Plaintiff was one of three Engineers laid off in the aftermath of a corporate merger. In the course of the grievance process under the applicable collective bargaining agreement, the employer agreed to reinstate Plaintiff to a different position. Although Plaintiff accepted the new job, he objected to various aspects of his treatment. Ultimately, Plaintiff filed suit in federal court, alleging (among other things) that he was laid off because of his race, that he received less favorable severance terms than a non-minority employee (unlike the other employee, Plaintiff was required to repay a portion of his severance upon his rehire), that he was subjected to retaliation because of his earlier complaints of discrimination (in the form of receiving an assignment to a difficult supervisor), and that he was subjected to a racially hostile work environment.

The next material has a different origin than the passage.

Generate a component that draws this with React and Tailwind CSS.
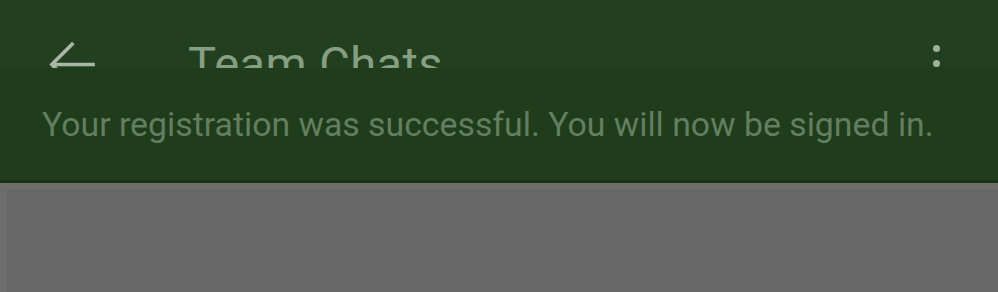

In a lengthy decision that exhaustively analyzed all of these allegations, the Court found that there was insufficient evidence to require a trial as to any of Plaintiff's claims. In support of his layoff claim, Plaintiff asserted that a less senior non-minority engineer was retained when he was laid off; the Court rejected this contention, agreeing with the employer's contention that the retained employee was not an Engineer but worked in a different job category that was governed by a different seniority list pursuant to the collective bargaining agreement. Plaintiff's severance pay claim failed because he and the non-minority employee he cited were not similarly situated: the other employee, unlike Plaintiff, was not rehired until five months after his layoff and he was therefore on layoff status for the entire period for which he received severance. The Court rejected Plaintiff's retaliation claim because the allegedly retaliatory treatment occurred more than two years after his earlier discrimination claim -- a lapse of time that destroyed any inference of a retaliatory motive -- and because the proof overwhelmingly showed that there were legitimate reasons for all of the employer's allegedly retaliatory actions. Finally, with respect to Plaintiff's hostile environment claim, the Court found that none of the actions of which Plaintiff complained rose to the level of actionable harassment and that, in any event, there was no evidence that any of those actions were based on Plaintiff's race.